Other teachers have used work experiences with carnival schools as springboards for different kinds of unconventional teaching. One founded a charter school in her hometown. Another tutors children who work on movie sets and in Broadway shows. But Brewer's ambitions are even more audacious. Her "lofty and important goal," as she calls it, is to create a central administration for teachers in the carnival industry schools and to replicate and standardize her contract-based curriculum into an off-the-shelf learning tool, so other teachers won't have to waste time reinventing the wheel she's already engineered and refined.

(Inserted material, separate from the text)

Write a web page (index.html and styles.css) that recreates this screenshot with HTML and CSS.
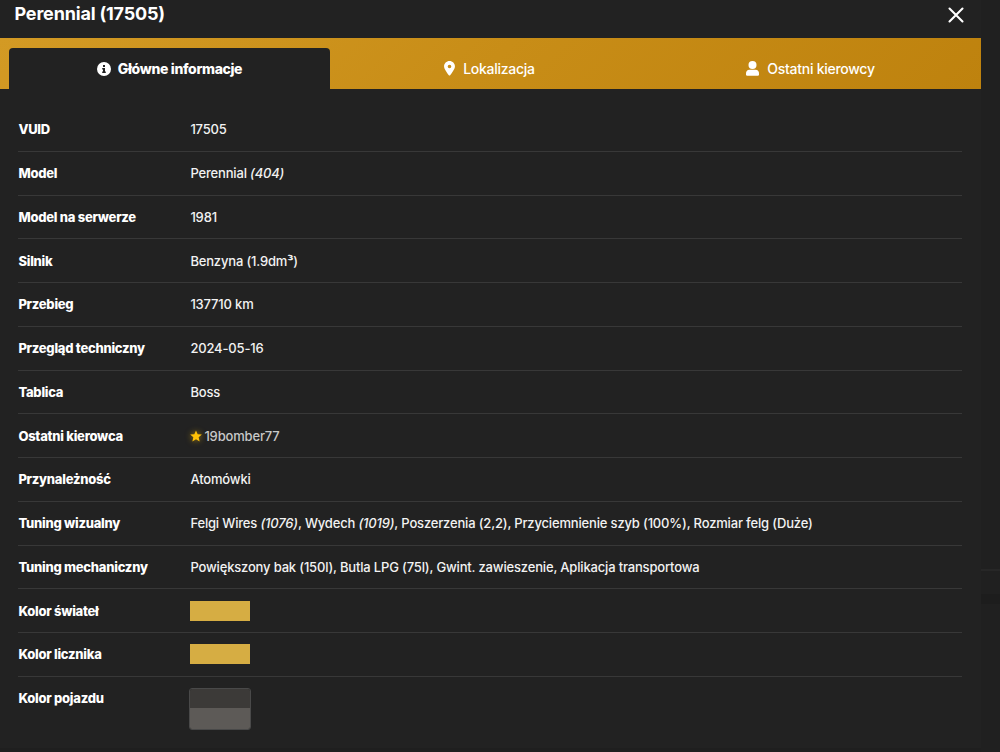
FILE: index.html
```html
<!DOCTYPE html>
<html lang="pl">
<head>
<meta charset="utf-8">
<title>Perennial (17505)</title>
<link rel="stylesheet" href="styles.css">
</head>
<body>
<div class="page">
<main class="modal">
  <header class="modal-head">
    <h1>Perennial (17505)</h1>
    <svg class="close" viewBox="0 0 16 16"><path d="M1.5 1.5l13 13M14.5 1.5l-13 13"/></svg>
  </header>
  <nav class="tabs">
    <div class="tab active">
      <svg class="icon info" viewBox="0 0 14 14"><circle cx="7" cy="7" r="7"/><path class="cut" d="M6 3h2v2H6zM5.2 6H8v3.5h.8V11H5.2V9.500H6V7.400h-.8z"/></svg>
      <span>Główne informacje</span>
    </div>
    <div class="tab">
      <svg class="icon pin" viewBox="0 0 384 512"><path d="M215.700 499.200C267 435 384 279.400 384 192 384 86 298 0 192 0S0 86 0 192c0 87.400 117 243 168.300 307.200 12.300 15.300 35.100 15.300 47.400 0zM192 128a64 64 0 1 1 0 128 64 64 0 1 1 0-128z"/></svg>
      <span>Lokalizacja</span>
    </div>
    <div class="tab">
      <svg class="icon user" viewBox="0 0 13 15"><circle cx="6.500" cy="4" r="4"/><path d="M3.500 8.700h6C12 8.700 13 10.500 13 12.500v1c0 .8-.5 1.200-1.200 1.200H1.200C.5 14.700 0 14.300 0 13.500v-1c0-2 1-3.800 3.500-3.800z"/></svg>
      <span>Ostatni kierowcy</span>
    </div>
  </nav>
  <dl class="details">
    <div class="row"><dt>VUID</dt><dd>17505</dd></div>
    <div class="row"><dt>Model</dt><dd>Perennial <em>(404)</em></dd></div>
    <div class="row"><dt>Model na serwerze</dt><dd>1981</dd></div>
    <div class="row"><dt>Silnik</dt><dd>Benzyna (1.9dm<span class="cubic">³</span>)</dd></div>
    <div class="row"><dt>Przebieg</dt><dd>137710 km</dd></div>
    <div class="row"><dt>Przegląd techniczny</dt><dd>2024-05-16</dd></div>
    <div class="row"><dt>Tablica</dt><dd>Boss</dd></div>
    <div class="row"><dt>Ostatni kierowca</dt><dd class="driver"><svg class="star" viewBox="0 0 24 24"><path d="M12 .8l3.300 7.700 8.400.7-6.400 5.500 2 8.200L12 18.500l-7.300 4.400 2-8.200L.3 9.200l8.400-.7z"/></svg><span>19bomber77</span></dd></div>
    <div class="row"><dt>Przynależność</dt><dd>Atomówki</dd></div>
    <div class="row"><dt>Tuning wizualny</dt><dd>Felgi Wires <em>(1076)</em>, Wydech <em>(1019)</em>, Poszerzenia (2,2), Przyciemnienie szyb (100%), Rozmiar felg (Duże)</dd></div>
    <div class="row"><dt>Tuning mechaniczny</dt><dd>Powiększony bak (150l), Butla LPG (75l), Gwint. zawieszenie, Aplikacja transportowa</dd></div>
    <div class="row"><dt>Kolor świateł</dt><dd><div class="swatch"></div></dd></div>
    <div class="row"><dt>Kolor licznika</dt><dd><div class="swatch"></div></dd></div>
    <div class="row vehicle"><dt>Kolor pojazdu</dt><dd><div class="paint"><div class="primary"></div><div class="secondary"></div></div></dd></div>
  </dl>
</main>
<aside class="backdrop"><div class="backdrop-top"></div><div class="backdrop-line"></div><div class="backdrop-mid"></div><div class="backdrop-gap"></div></aside>
</div>
</body>
</html>
```
FILE: styles.css
```css
* { box-sizing: border-box; }
body {
  margin: 0;
  background: #222;
  color: #fff;
  font-family: Inter, "Noto Sans", sans-serif;
  font-size: 13px;
  overflow: hidden;
}
.page { display: flex; height: 752px; }
.modal { width: 981px; border-bottom: 4px solid #1f1f1f; }
.modal-head {
  display: flex;
  justify-content: space-between;
  height: 38px;
  padding-left: 14.500px;
}
h1 {
  margin: 3px 0 0;
  font-size: 18px;
  line-height: 22px;
  font-weight: 700;
  letter-spacing: -0.18px;
}
.close {
  width: 16px;
  height: 16px;
  margin: 7px 17px 0 0;
  fill: none;
  stroke: #fff;
  stroke-width: 2.1;
  stroke-linecap: round;
}
.tabs {
  display: grid;
  grid-template-columns: repeat(3, 1fr);
  height: 51px;
  padding: 10px 9px 0;
  background: linear-gradient(135deg, #d39a24, #c88d17 50%, #be820e);
}
.tab {
  display: flex;
  align-items: center;
  justify-content: center;
  padding-right: 2px;
  font-size: 14px;
  font-weight: 500;
  letter-spacing: -0.27px;
}
.tab.active {
  padding-right: 0;
  background: #222;
  border-radius: 4px 4px 0 0;
  font-weight: 800;
  letter-spacing: -0.35px;
}
.icon { fill: #fff; }
.info { width: 14px; height: 14px; margin-right: 7px; }
.cut { fill: #222; }
.pin { width: 11px; height: 14.5px; margin-right: 8px; }
.user { width: 13px; height: 15px; margin-right: 8px; }
.details { margin: 0; padding: 19px 19px 0 18.400px; }
.row {
  display: grid;
  grid-template-columns: 172px 1fr;
  align-items: center;
  height: 43.750px;
  border-bottom: 1px solid #383838;
  line-height: 18px;
}
dt { font-weight: 800; letter-spacing: -0.26px; }
dd { margin: 0; color: #f2f2f2; font-weight: 500; letter-spacing: -0.17px; }
.cubic { font-weight: 800; }
.driver { display: flex; align-items: center; color: #c8c8c8; }
.star {
  width: 12px;
  height: 12px;
  margin-right: 2px;
  fill: #ffc107;
  filter: drop-shadow(0 0 3px rgba(255, 193, 7, .6));
}
.swatch { width: 59.500px; height: 20px; background: #d6ad43; }
.vehicle { height: 64px; align-items: start; padding-top: 12px; border: 0; }
.paint {
  width: 61.500px;
  height: 42px;
  margin: -1px 0 0 -1px;
  border: 1px solid #494949;
  border-radius: 3px;
  overflow: hidden;
}
.primary { height: 19px; background: #3c3a38; }
.secondary { height: 21px; background: #5d5a57; }
.backdrop { flex: 1; display: flex; flex-direction: column; background: #202020; }
.backdrop-top { height: 569px; }
.backdrop-line { height: 2px; background: #272727; }
.backdrop-mid { height: 23px; }
.backdrop-gap { height: 10px; background: #1d1d1d; }
```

"If I could get this two-dimensional thing," she says, gesturing toward the spreadsheet of student contracts, "into a database...." Brewer pauses for a moment, sighing at the enormity of the task. "Then teachers could just step into the classroom and not have to think about what to teach but how to engage the students at the highest level. It's taken me 15 years to figure it out."
For now, though, Brewer is guided by the sense that destiny has placed her where she needs to be. "If you're somewhere, do your very best and wait for the next step, and be ready for the next step. And that's pretty much what I'm doing—continuing to make this school the best that I can."